The Age of Jackson
- Pulitzer Prize in History 1946
- Author: Arthur Schlesinger Jr.
- Language: English
- Genre: Non-fiction
- Publisher: Little Brown & Co.
- Publication date: 1945
- Publication place: United States
- OCLC: 424677
- Dewey Decimal: 973.56
- LC Class: E381 .S38

= The Age of Jackson =

1945 book by Arthur Schlesinger Jr.

The Age of Jackson is a book about the Jacksonian era of United States history that was written by Arthur Schlesinger Jr. The Age of Jackson won the Pulitzer Prize for History in 1946.

The Age of Jackson largely ignored the sectionalism of the antebellum United States and, "obviously influenced by the New Deal," Schlesinger focused on what he considered to be Jackson's appeal to the working class. One book reviewer recommended it as a "delightful piece of propaganda" in which Schlesinger skillfully created character portraits of the major personalities in the Jacksonian era. Another reviewer that found that minute detail withal, in Schlesinger's depiction of the period between 1828 and 1868 the central conflict was "privilege and nonprivilege, wealth and poverty, conservatism and radicalism." The Journal of Southern History reviewer credited Schlesinger with being at his "best in his chapters on Jacksonian democracy in relation to such matters as law, industrialism, literature, and religion."

== Influence ==
According to historian Edward Pessen, The Age of Jackson occupied "a special niche as perhaps the most influential of the large or overarching interpretations of Jacksonian politics." Well into the 1960s, endorsing or debunking Schlesinger's portrait of Jacksonism—which was "bathed in the warm light of New Deal progressivism"— became a central focus of interested historians. In the course of debunking Schlesinger's text, a "generation" of historians instead concluded that the "Jacksonians personified a reactionary, anti-intellectual, agrarian ideal."

Schlesinger's analysis has been criticized for its narrow focus. Howard Zinn, writing in the 1970s, commented on the historiography of Andrew Jackson in A People's History of the United States: "The leading books on the Jacksonian period, written by respected historians (The Age of Jackson by Arthur Schlesinger; The Jacksonian Persuasion by Marvin Meyers), do not mention Jackson's Indian policy, but there is much talk in them of tariffs, banking, political parties, political rhetoric. If you look through high school textbooks and elementary school textbooks in American history you will find Jackson the frontiersman, soldier, democrat, man of the people—not Jackson the slaveholder, land speculator, executioner of dissident soldiers, exterminator of Indians."
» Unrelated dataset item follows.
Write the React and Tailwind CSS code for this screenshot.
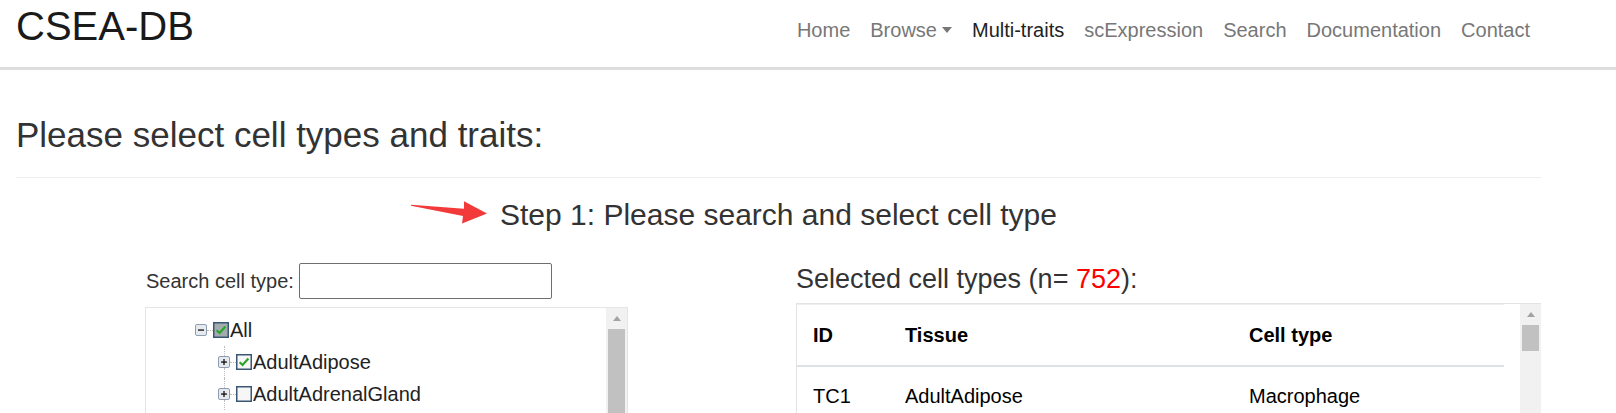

Pessen argued that "Many of the assertions in The Age of Jackson are indeed challengeable: 'The people called him [Jackson], and he came, like the great folk heroes, to lead them out of captivity and bondage,' it states at one point. The unsuspecting would never guess from this phrase that the Jacksonians were ardent supporters rather than opponents of the actual system of slavery in antebellum America." In 1986 William G. Shade noted that "Schlesinger completely ignored Jackson's Indian policy. Given the space devoted to it by Jackson in his public messages, the time spent and the roll calls taken in Congress, and the rivers of ink spilled in the press, one might argue that Jackson's presidency can be best characterized by the revolution it brought in federal policy toward the Indians. Although opposed by the Supreme Court, Congress passed laws in 1830 and 1834 to remove the Indians west of the Mississippi. The Jackson administration renegotiated 95 treaties and established a Bureau of Indian Affairs that would proceed on to a career of corruption in the name of reform." Other historians who have deconstructed Schlesinger's theses include Bray Hammond, Lee Benson, Richard P. McCormick, Joseph Dorfman, and Richard B. Morris, et al.

In 1976 Daniel Formisano argued that Schlesinger's depiction of the Bank War, in which Jackson boldly struggled with a "money monster" has "continued to lose its character as a heroic moment." Instead, many historians assign heavy blame to Jacksonian financial policies for "the disordered economy that plagued the United States throughout the rest of the century..."

In response to a feature on Jackson, Schlesinger wrote a letter to the Wilson Quarterly in 1986 describing what he perceived as a generation-long historiographic conflict between Jackson as "great champion of entrepreneurial capitalism" and Jackson the politician as holder of a "conviction of the corrupting effects of commerce, especially paper-money banking, on republican virtue." Schlesinger also credited Jackson with modeling a more powerful executive branch.